だってたったの2ヵ月程度しか空いていないのだ。『初音天地開闢神話』投稿から、『マシンガンポエムドール』発表まで。
ああ、こんなことは思いたくなかったのに、「やっぱり」来てしまったのか。当時はそう思った。
大地震が起こりうる、と予測していたら本当に来てしまった時の感じ。
いや、「化石燃料が尽きるかもしれない」「とはいえ年々発見されてはいるしきっと大丈夫じゃないか」「やっぱりダメだったよ」そんな感じだろうか。
正しく伝わる比喩が思いつかないが、とにかくクラスタ全員予想はできていたはずで、だが考えたくはなかったのだ。
今も暴走Pは理解されない痛みに苦しみ続けている、なんてことは。
『終点』から8年。何も好転していないなんて分かってはいたのだ。勝手に分かった素振りされても困るだろうが。
じゃあどうすれば好転するのか?なんてことももう私の頭では思いつかない。当人がやれることはやったはずなのだ。諦めて気持ちの整理を付けること以外。

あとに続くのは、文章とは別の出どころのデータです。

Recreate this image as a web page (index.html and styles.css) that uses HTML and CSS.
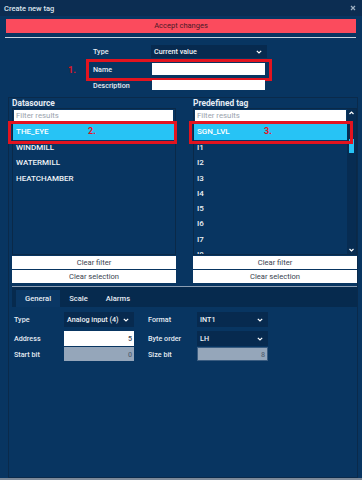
FILE: index.html
```
<!DOCTYPE html>
<html>
<head>
<meta charset="utf-8">
<link rel="stylesheet" href="styles.css">
</head>
<body>
<div class="titlebar">
  <span>Create new tag</span>
  <svg class="close" width="6" height="6" viewBox="0 0 6 6"><path d="M1 1L5 5M5 1L1 5" stroke="#9fb0c2" stroke-width="1.2"/></svg>
</div>
<div class="accept">Accept changes</div>
<div class="sep"></div>
<div class="meta">
  <div class="mrow">
    <span class="mlabel">Type</span>
    <div class="select wide"><span>Current value</span><svg width="6" height="4" viewBox="0 0 6 4"><path d="M0.8 0.8L3 3L5.2 0.8" stroke="#fff" fill="none" stroke-width="1.2"/></svg></div>
  </div>
  <div class="mrow name">
    <span class="mark one">1.</span>
    <span class="mlabel">Name</span>
    <div class="input wide-in"></div>
  </div>
  <div class="mrow desc">
    <span class="mlabel">Description</span>
    <div class="input wide-in"></div>
  </div>
</div>
<div class="frame">
  <div class="cols">
    <div class="col">
      <div class="ctitle">Datasource</div>
      <div class="list">
        <div class="lmain">
          <div class="filter">Filter results</div>
          <div class="item sel">THE_EYE</div>
          <div class="item">WINDMILL</div>
          <div class="item">WATERMILL</div>
          <div class="item">HEATCHAMBER</div>
        </div>
        <div class="annot left"></div>
        <span class="mark two">2.</span>
      </div>
      <div class="btn">Clear filter</div>
      <div class="btn">Clear selection</div>
    </div>
    <div class="col">
      <div class="ctitle">Predefined tag</div>
      <div class="list">
        <div class="lmain">
          <div class="filter">Filter results</div>
          <div class="item sel">SGN_LVL</div>
          <div class="item">I1</div>
          <div class="item">I2</div>
          <div class="item">I3</div>
          <div class="item">I4</div>
          <div class="item">I5</div>
          <div class="item">I6</div>
          <div class="item">I7</div>
          <div class="item">I8</div>
        </div>
        <div class="sbar">
          <svg class="arrow" width="5" height="4" viewBox="0 0 5 4"><path d="M0.5 3L2.5 1L4.5 3" stroke="#fff" fill="none" stroke-width="1.2"/></svg>
          <div class="thumb"></div>
          <div class="grow"></div>
          <svg class="arrow" width="5" height="4" viewBox="0 0 5 4"><path d="M0.5 1L2.5 3L4.5 1" stroke="#fff" fill="none" stroke-width="1.2"/></svg>
        </div>
        <div class="annot right"></div>
        <span class="mark three">3.</span>
      </div>
      <div class="btn">Clear filter</div>
      <div class="btn">Clear selection</div>
    </div>
  </div>
  <div class="tabpanel">
    <div class="tabs">
      <span class="tab active">General</span>
      <span class="tab">Scale</span>
      <span class="tab">Alarms</span>
    </div>
    <div class="form">
      <div class="frow r1">
        <span class="fl">Type</span>
        <div class="select f1"><span>Analog input (4)</span><svg width="6" height="4" viewBox="0 0 6 4"><path d="M0.8 0.8L3 3L5.2 0.8" stroke="#fff" fill="none" stroke-width="1.2"/></svg></div>
        <span class="fl2">Format</span>
        <div class="select f2"><span>INT1</span><svg width="6" height="4" viewBox="0 0 6 4"><path d="M0.8 0.8L3 3L5.2 0.8" stroke="#fff" fill="none" stroke-width="1.2"/></svg></div>
      </div>
      <div class="frow r2">
        <span class="fl">Address</span>
        <div class="num f1">5</div>
        <span class="fl2">Byte order</span>
        <div class="select f2"><span>LH</span><svg width="6" height="4" viewBox="0 0 6 4"><path d="M0.8 0.8L3 3L5.2 0.8" stroke="#fff" fill="none" stroke-width="1.2"/></svg></div>
      </div>
      <div class="frow r3">
        <span class="fl">Start bit</span>
        <div class="num dis f1">0</div>
        <span class="fl2">Size bit</span>
        <div class="num dis f2 out">8</div>
      </div>
    </div>
  </div>
</div>
<div class="bottom"></div>
</body>
</html>
```

FILE: styles.css
```
*, *::before, *::after { box-sizing: border-box; }
body {
  margin: 0;
  width: 362px;
  height: 480px;
  overflow: hidden;
  background: #083561;
  font-family: Roboto, "Liberation Sans", sans-serif;
  font-size: 7.2px;
  font-weight: 500;
  color: #e6ecf3;
}
.titlebar {
  height: 16px;
  display: flex;
  align-items: center;
  justify-content: space-between;
  padding: 0 6px 0 4px;
  background: #0c2d52;
  font-size: 7.5px;
  color: #dde5ee;
}
.accept {
  margin: 3px 6px 0 6px;
  height: 14px;
  line-height: 14px;
  background: #fb4b5d;
  color: #4a1a27;
  text-align: center;
  font-size: 7.5px;
  font-weight: 400;
}
.sep {
  margin: 4px 6px 0 5px;
  height: 1px;
  background: #c8d2dd;
}
.meta { margin-top: 7px; }
.mrow {
  position: relative;
  display: flex;
  align-items: center;
  margin-left: 93px;
  height: 13px;
}
.mrow.name { margin-top: 5px; height: 12px; }
.mrow.desc { margin-top: 5px; height: 10px; }
.mrow.name::after {
  content: "";
  position: absolute;
  left: -7px;
  top: -4px;
  width: 186px;
  height: 22px;
  border: 3px solid #e3141f;
}
.mlabel { width: 58px; }
.select {
  display: flex;
  align-items: center;
  justify-content: space-between;
  background: #072a4f;
  color: #eef2f6;
  padding: 0 5px 0 3px;
  height: 100%;
}
.select.wide { width: 116px; }
.input { background: #fff; height: 100%; }
.wide-in { width: 113px; margin-left: 1px; }
.mark {
  position: absolute;
  color: #e3141f;
  font-weight: bold;
  font-size: 9px;
  line-height: 10px;
}
.mark.one { left: -25px; top: 2px; }
.frame {
  margin: 7px 4px 0 8px;
  height: 381px;
  border: 1px solid #0a2a4b;
  padding: 0 0 0 3px;
}
.cols {
  display: grid;
  grid-template-columns: 164px 164px;
  column-gap: 17px;
}
.ctitle {
  height: 10px;
  line-height: 10px;
  font-weight: bold;
  font-size: 8.4px;
}
.list {
  position: relative;
  height: 147px;
  border: 1px solid #0a2948;
  display: flex;
}
.lmain {
  flex: 1;
  display: flex;
  flex-direction: column;
  overflow: hidden;
}
.filter {
  flex: none;
  margin: 1px 1px 0 1px;
  height: 11px;
  line-height: 11px;
  background: #fff;
  color: #9aa3ad;
  padding-left: 2px;
  font-size: 7.8px;
  font-weight: 400;
}
.cols .col:first-child .filter { margin-right: 2px; }
.item {
  flex: none;
  height: 15.3px;
  line-height: 15.3px;
  padding-left: 3px;
  color: #eef2f6;
  font-size: 8px;
}
.item.sel {
  margin-top: 3px;
  height: 16px;
  line-height: 16px;
  background: #27c3f5;
  color: #ffffff;
}
.sbar {
  width: 9px;
  background: #072c52;
  display: flex;
  flex-direction: column;
  align-items: center;
}
.arrow { margin: 2px 0; flex: none; }
.thumb {
  flex: none;
  margin-top: 22px;
  width: 5px;
  height: 14px;
  background: #27c3f5;
}
.grow { flex: 1; }
.annot {
  position: absolute;
  top: 12px;
  height: 23px;
  border: 3px solid #e3141f;
}
.annot.left { left: -5px; width: 169px; }
.annot.right { left: -5px; width: 164px; }
.mark.two { left: 75px; top: 17px; }
.mark.three { left: 70px; top: 17px; }
.btn {
  margin-top: 1px;
  height: 13px;
  line-height: 13px;
  background: #fff;
  color: #3a4350;
  text-align: center;
  font-size: 7.6px;
  font-weight: 400;
}
.tabpanel {
  margin-top: 3px;
  border-top: 1px solid #8c9eb3;
  padding-left: 2px;
}
.tabs {
  margin-left: -2px;
  height: 20px;
  background: #062a4e;
  display: flex;
  align-items: flex-end;
  padding-left: 4px;
}
.tab {
  height: 17px;
  line-height: 17px;
  padding: 0 9px;
  font-size: 7.6px;
}
.tab.active { background: #0a3764; }
.frow {
  display: flex;
  align-items: center;
  height: 15px;
}
.frow.r1 { margin-top: 5px; }
.frow.r2 { margin-top: 4px; }
.frow.r3 { margin-top: 1px; height: 14px; }
.fl { width: 50px; }
.fl2 { width: 63px; padding-left: 14px; }
.f1 { width: 70px; }
.f2 { width: 71px; }
.num {
  height: 100%;
  background: #fff;
  color: #3a4350;
  text-align: right;
  padding-right: 2px;
  display: flex;
  align-items: center;
  justify-content: flex-end;
}
.num.dis { background: #95a6ba; color: #556576; }
.num.out { border: 1px solid #3a5c80; }
.bottom {
  height: 2px;
  background: #7d8a99;
}
```
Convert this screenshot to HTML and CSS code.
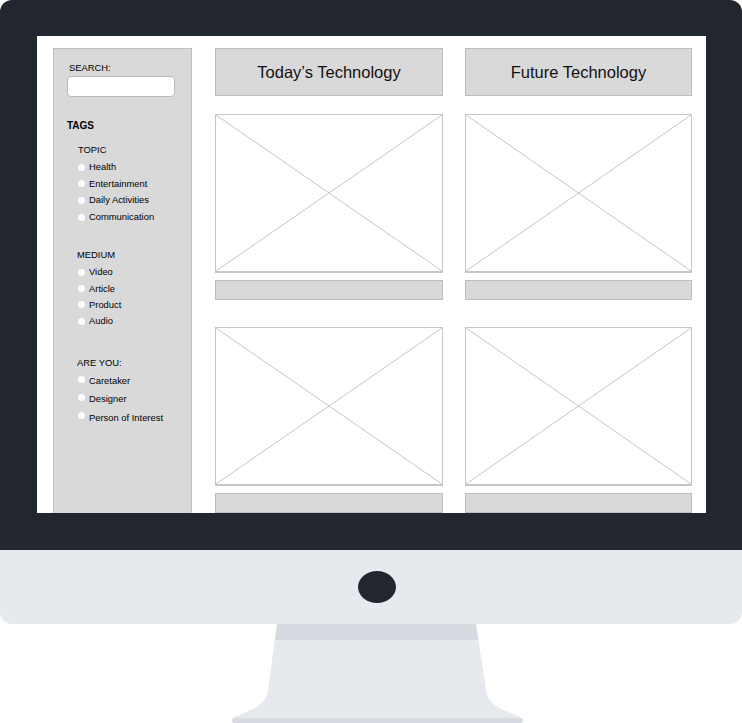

…要するに、「諦めたのかな」と私はどこかで思っていたわけだが、どうもそうでもなかったようだった。
時々、ここまで自分らしさというものに拘泥する彼の方がおかしいのではないか? 他のボカロPは適当に折り合いをつけて楽しくやっているのではないのか?と考えることがあるし、もしかすると外から見てもそう思う人がいるかもしれない。
自分は他のボカロPをここまで熱心に追いかけたことはないが、作家や歌い手など別畑の人であれば経験がある。だがそれを踏まえてどう考えてみても、暴走Pほど「その人らしさ」というものがごく狭い要素でのみ強く認知され、それが基準となって全ての作品をジャッジされるというアーテイストは過去になかった。
それはつまり、常に「過去作と比較してどうか」というところに作品の感想が帰結する、ということである。
その過去作が「消失シリーズ」であり、全ての作品が「速いか、そうでもないか」「煩いか、そうでもないか」の二元論で判定されてそれでおしまいになる。
無論それは極論も極論であり、真っ当な感想を述べている人も無数にいる。だが、他のボカロPはどうだったっけか、と思考を巡らせなければならないほどには、そのような感想ばかりが毎回目立つのだ。
まあ、きっちり何かの数を数えたわけでもないため印象論ではあるのだが、Twitterでパブサを不定期的に掛けている身としてはその傾向は少なく見積もって10年変わっていないと言ってよいと思う。
だから暴走Pにはプレイヤーへ銃口を向ける理がある。
声が小さいからと言って何も知ろうとしなかった貴方達へ。
だから暴走Pには信者へ銃口を向ける理もある。
声が小さい彼より更に声が小さい私達へ。
だから暴走Pには己へ銃口を向ける理すらある。
声が小さいボクへのトドメとして。
問題が混沌化しているのはこれが初音ミクらしきなにかの手を介するという点で、逆にこれがなければ上のような論理で収まりが良かった筈だ。
一番書きたくなかったことは書いたので、一旦ここで筆を置きたい。
誰かその痛みに名前をつけてください。